Exercise prompt: Write out the material again word for word, dropping any images it holds.

-- -- --

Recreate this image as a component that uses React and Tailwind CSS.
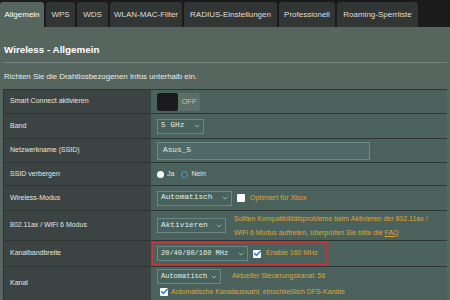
import { ChevronDown, Check } from 'lucide-react';

const tabs = [
    ['Allgemein', 44],
    ['WPS', 29],
    ['WDS', 31],
    ['WLAN-MAC-Filter', 72],
    ['RADIUS-Einstellungen', 93],
    ['Professionell', 56],
    ['Roaming-Sperrliste', 81],
];

function Select({ label, width, small }) {
    return (
        <div className={`flex items-center justify-between h-[15px] ${width} bg-[#48625d] border border-[#6b8782] pl-[3px] pr-[2px] text-[#e6ecea] font-['Liberation_Mono'] whitespace-nowrap ${small ? 'text-[7px]' : 'text-[7.8px]'}`}>
            <span>{label}</span>
            <ChevronDown className="h-[8px] w-[8px] shrink-0 text-[#c7d3d0]" strokeWidth={2} />
        </div>
    );
}

function Box({ checked }) {
    return (
        <span className="relative inline-flex h-[8px] w-[8px] shrink-0 items-center justify-center rounded-[1px] bg-white">
            {checked && <Check className="absolute h-[9px] w-[9px] text-[#2b7fd6] -top-[1px]" strokeWidth={4} />}
        </span>
    );
}

function Row({ label, h, children }) {
    return (
        <div className={`grid grid-cols-[147px_1fr] border-t border-[#2d3633] ${h}`}>
            <div className="flex items-center bg-[#3b4442] pl-[6px] text-[7px] text-[#e4e4e4]">{label}</div>
            <div className="flex items-center bg-[#4b625c] pl-[6px] gap-[5px]">{children}</div>
        </div>
    );
}

export default function App() {
    return (
        <div className="w-[450px] h-[300px] overflow-hidden bg-[#56665f] font-['Liberation_Sans',sans-serif]">
            {/* Tab bar */}
            <div className="flex h-[27px] items-end gap-[2px] bg-[#1b1b1b]">
                {tabs.map(([t, w], i) => (
                    <div
                        key={t}
                        className={`flex h-[25px] shrink-0 items-center justify-center whitespace-nowrap rounded-t-[3px] text-[8px] ${i === 0 ? 'bg-[#56665f] text-white' : 'bg-[#313634] text-[#dedede]'}`}
                        style={{ width: w }}
                    >
                        {t}
                    </div>
                ))}
            </div>

            <div className="px-[3px]">
                <div className="flex h-[35px] items-end pb-[4px] pl-[1px] text-[9.8px] font-bold text-white">Wireless - Allgemein</div>
                <div className="h-px bg-[#74837e]" />
                <div className="flex h-[26px] items-center pl-[1px] pt-[2px] text-[7.9px] text-[#e8e8e8]">
                    Richten Sie die Drahtlosbezogenen Infos unterhalb ein.
                </div>

                <div className="border-l border-[#2d3633]">
                    <Row label="Smart Connect aktivieren" h="h-[24px]">
                        <div className="flex h-[18px] w-[43px] overflow-hidden rounded-[2px] bg-[#5e6f6a]">
                            <div className="w-[21px] rounded-[2px] bg-[#1d1a1d]" />
                            <div className="flex flex-1 items-center justify-center text-[7.5px] text-[#b9c4c1]">OFF</div>
                        </div>
                    </Row>
                    <Row label="Band" h="h-[25px]">
                        <Select label="5 GHz" width="w-[47px]" />
                    </Row>
                    <Row label="Netzwerkname (SSID)" h="h-[24px]">
                        <div className="flex h-[18px] w-[213px] items-center border border-[#6e8a86] bg-[#4f6a66] pl-[5px] font-['Liberation_Mono'] text-[7.8px] text-[#e6ecea]">
                            Asus_5
                        </div>
                    </Row>
                    <Row label="SSID verbergen" h="h-[23px]">
                        <div className="flex items-center gap-[3px] text-[7px] text-[#e4e4e4]">
                            <span className="h-[7px] w-[7px] rounded-full bg-white" />
                            <span>Ja</span>
                            <span className="ml-[4px] h-[7px] w-[7px] rounded-full border-[1.5px] border-[#3fa2ea]" />
                            <span>Nein</span>
                        </div>
                    </Row>
                    <Row label="Wireless-Modus" h="h-[25px]">
                        <Select label="Automatisch" width="w-[75px]" />
                        <Box />
                        <span className="text-[7px] text-[#dca43c]">Optimiert für Xbox</span>
                    </Row>
                    <Row label="802.11ax / WiFi 6 Modus" h="h-[30px]">
                        <Select label="Aktivieren" width="w-[69px]" />
                        <div className="pl-[3px] text-[7px] leading-[14px] text-[#dca43c]">
                            <div>Sollten Kompatibilitätsprobleme beim Aktivieren der 802.11ax /</div>
                            <div>
                                WiFi 6 Modus auftreten, überprüfen Sie bitte die <span className="underline">FAQ</span>
                            </div>
                        </div>
                    </Row>
                    <div className="grid h-[26px] grid-cols-[147px_1fr] border-t border-[#2d3633]">
                        <div className="flex items-center bg-[#3b4442] pl-[6px] text-[7px] text-[#e4e4e4]">Kanalbandbreite</div>
                        <div className="flex items-center bg-[#4b625c] pl-[1px]">
                            <div className="flex h-[23px] w-[175px] items-center gap-[5px] border border-[#c2393c] pl-[4px]">
                                <Select label="20/40/80/160 MHz" width="w-[91px]" small />
                                <Box checked />
                                <span className="text-[7px] text-[#dca43c]">Enable 160 MHz</span>
                            </div>
                        </div>
                    </div>
                    <div className="grid h-[40px] grid-cols-[147px_1fr] border-t border-[#2d3633]">
                        <div className="flex items-center bg-[#3b4442] pl-[6px] pb-[6px] text-[7px] text-[#e4e4e4]">Kanal</div>
                        <div className="flex flex-col gap-[3px] bg-[#4b625c] pl-[6px] pt-[2px]">
                            <div className="flex items-center gap-[11px]">
                                <Select label="Automatisch" width="w-[64px]" small />
                                <span className="text-[7px] text-[#dca43c]">Aktueller Steuerungskanal: 56</span>
                            </div>
                            <div className="flex items-center gap-[3px] pl-[3px]">
                                <Box checked />
                                <span className="text-[7px] text-[#dca43c]">Automatische Kanalauswahl, einschließlich DFS-Kanäle</span>
                            </div>
                        </div>
                    </div>
                </div>
            </div>
        </div>
    );
}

-- -- --

Task result:
Recreate this image as a component that uses React and Tailwind CSS.
import { ChevronDown, Check } from 'lucide-react';

const tabs = [
    ['Allgemein', 44],
    ['WPS', 29],
    ['WDS', 31],
    ['WLAN-MAC-Filter', 72],
    ['RADIUS-Einstellungen', 93],
    ['Professionell', 56],
    ['Roaming-Sperrliste', 81],
];

function Select({ label, width, small }) {
    return (
        <div className={`flex items-center justify-between h-[15px] ${width} bg-[#48625d] border border-[#6b8782] pl-[3px] pr-[2px] text-[#e6ecea] font-['Liberation_Mono'] whitespace-nowrap ${small ? 'text-[7px]' : 'text-[7.8px]'}`}>
            <span>{label}</span>
            <ChevronDown className="h-[8px] w-[8px] shrink-0 text-[#c7d3d0]" strokeWidth={2} />
        </div>
    );
}

function Box({ checked }) {
    return (
        <span className="relative inline-flex h-[8px] w-[8px] shrink-0 items-center justify-center rounded-[1px] bg-white">
            {checked && <Check className="absolute h-[9px] w-[9px] text-[#2b7fd6] -top-[1px]" strokeWidth={4} />}
        </span>
    );
}

function Row({ label, h, children }) {
    return (
        <div className={`grid grid-cols-[147px_1fr] border-t border-[#2d3633] ${h}`}>
            <div className="flex items-center bg-[#3b4442] pl-[6px] text-[7px] text-[#e4e4e4]">{label}</div>
            <div className="flex items-center bg-[#4b625c] pl-[6px] gap-[5px]">{children}</div>
        </div>
    );
}

export default function App() {
    return (
        <div className="w-[450px] h-[300px] overflow-hidden bg-[#56665f] font-['Liberation_Sans',sans-serif]">
            {/* Tab bar */}
            <div className="flex h-[27px] items-end gap-[2px] bg-[#1b1b1b]">
                {tabs.map(([t, w], i) => (
                    <div
                        key={t}
                        className={`flex h-[25px] shrink-0 items-center justify-center whitespace-nowrap rounded-t-[3px] text-[8px] ${i === 0 ? 'bg-[#56665f] text-white' : 'bg-[#313634] text-[#dedede]'}`}
                        style={{ width: w }}
                    >
                        {t}
                    </div>
                ))}
            </div>

            <div className="px-[3px]">
                <div className="flex h-[35px] items-end pb-[4px] pl-[1px] text-[9.8px] font-bold text-white">Wireless - Allgemein</div>
                <div className="h-px bg-[#74837e]" />
                <div className="flex h-[26px] items-center pl-[1px] pt-[2px] text-[7.9px] text-[#e8e8e8]">
                    Richten Sie die Drahtlosbezogenen Infos unterhalb ein.
                </div>

                <div className="border-l border-[#2d3633]">
                    <Row label="Smart Connect aktivieren" h="h-[24px]">
                        <div className="flex h-[18px] w-[43px] overflow-hidden rounded-[2px] bg-[#5e6f6a]">
                            <div className="w-[21px] rounded-[2px] bg-[#1d1a1d]" />
                            <div className="flex flex-1 items-center justify-center text-[7.5px] text-[#b9c4c1]">OFF</div>
                        </div>
                    </Row>
                    <Row label="Band" h="h-[25px]">
                        <Select label="5 GHz" width="w-[47px]" />
                    </Row>
                    <Row label="Netzwerkname (SSID)" h="h-[24px]">
                        <div className="flex h-[18px] w-[213px] items-center border border-[#6e8a86] bg-[#4f6a66] pl-[5px] font-['Liberation_Mono'] text-[7.8px] text-[#e6ecea]">
                            Asus_5
                        </div>
                    </Row>
                    <Row label="SSID verbergen" h="h-[23px]">
                        <div className="flex items-center gap-[3px] text-[7px] text-[#e4e4e4]">
                            <span className="h-[7px] w-[7px] rounded-full bg-white" />
                            <span>Ja</span>
                            <span className="ml-[4px] h-[7px] w-[7px] rounded-full border-[1.5px] border-[#3fa2ea]" />
                            <span>Nein</span>
                        </div>
                    </Row>
                    <Row label="Wireless-Modus" h="h-[25px]">
                        <Select label="Automatisch" width="w-[75px]" />
                        <Box />
                        <span className="text-[7px] text-[#dca43c]">Optimiert für Xbox</span>
                    </Row>
                    <Row label="802.11ax / WiFi 6 Modus" h="h-[30px]">
                        <Select label="Aktivieren" width="w-[69px]" />
                        <div className="pl-[3px] text-[7px] leading-[14px] text-[#dca43c]">
                            <div>Sollten Kompatibilitätsprobleme beim Aktivieren der 802.11ax /</div>
                            <div>
                                WiFi 6 Modus auftreten, überprüfen Sie bitte die <span className="underline">FAQ</span>
                            </div>
                        </div>
                    </Row>
                    <div className="grid h-[26px] grid-cols-[147px_1fr] border-t border-[#2d3633]">
                        <div className="flex items-center bg-[#3b4442] pl-[6px] text-[7px] text-[#e4e4e4]">Kanalbandbreite</div>
                        <div className="flex items-center bg-[#4b625c] pl-[1px]">
                            <div className="flex h-[23px] w-[175px] items-center gap-[5px] border border-[#c2393c] pl-[4px]">
                                <Select label="20/40/80/160 MHz" width="w-[91px]" small />
                                <Box checked />
                                <span className="text-[7px] text-[#dca43c]">Enable 160 MHz</span>
                            </div>
                        </div>
                    </div>
                    <div className="grid h-[40px] grid-cols-[147px_1fr] border-t border-[#2d3633]">
                        <div className="flex items-center bg-[#3b4442] pl-[6px] pb-[6px] text-[7px] text-[#e4e4e4]">Kanal</div>
                        <div className="flex flex-col gap-[3px] bg-[#4b625c] pl-[6px] pt-[2px]">
                            <div className="flex items-center gap-[11px]">
                                <Select label="Automatisch" width="w-[64px]" small />
                                <span className="text-[7px] text-[#dca43c]">Aktueller Steuerungskanal: 56</span>
                            </div>
                            <div className="flex items-center gap-[3px] pl-[3px]">
                                <Box checked />
                                <span className="text-[7px] text-[#dca43c]">Automatische Kanalauswahl, einschließlich DFS-Kanäle</span>
                            </div>
                        </div>
                    </div>
                </div>
            </div>
        </div>
    );
}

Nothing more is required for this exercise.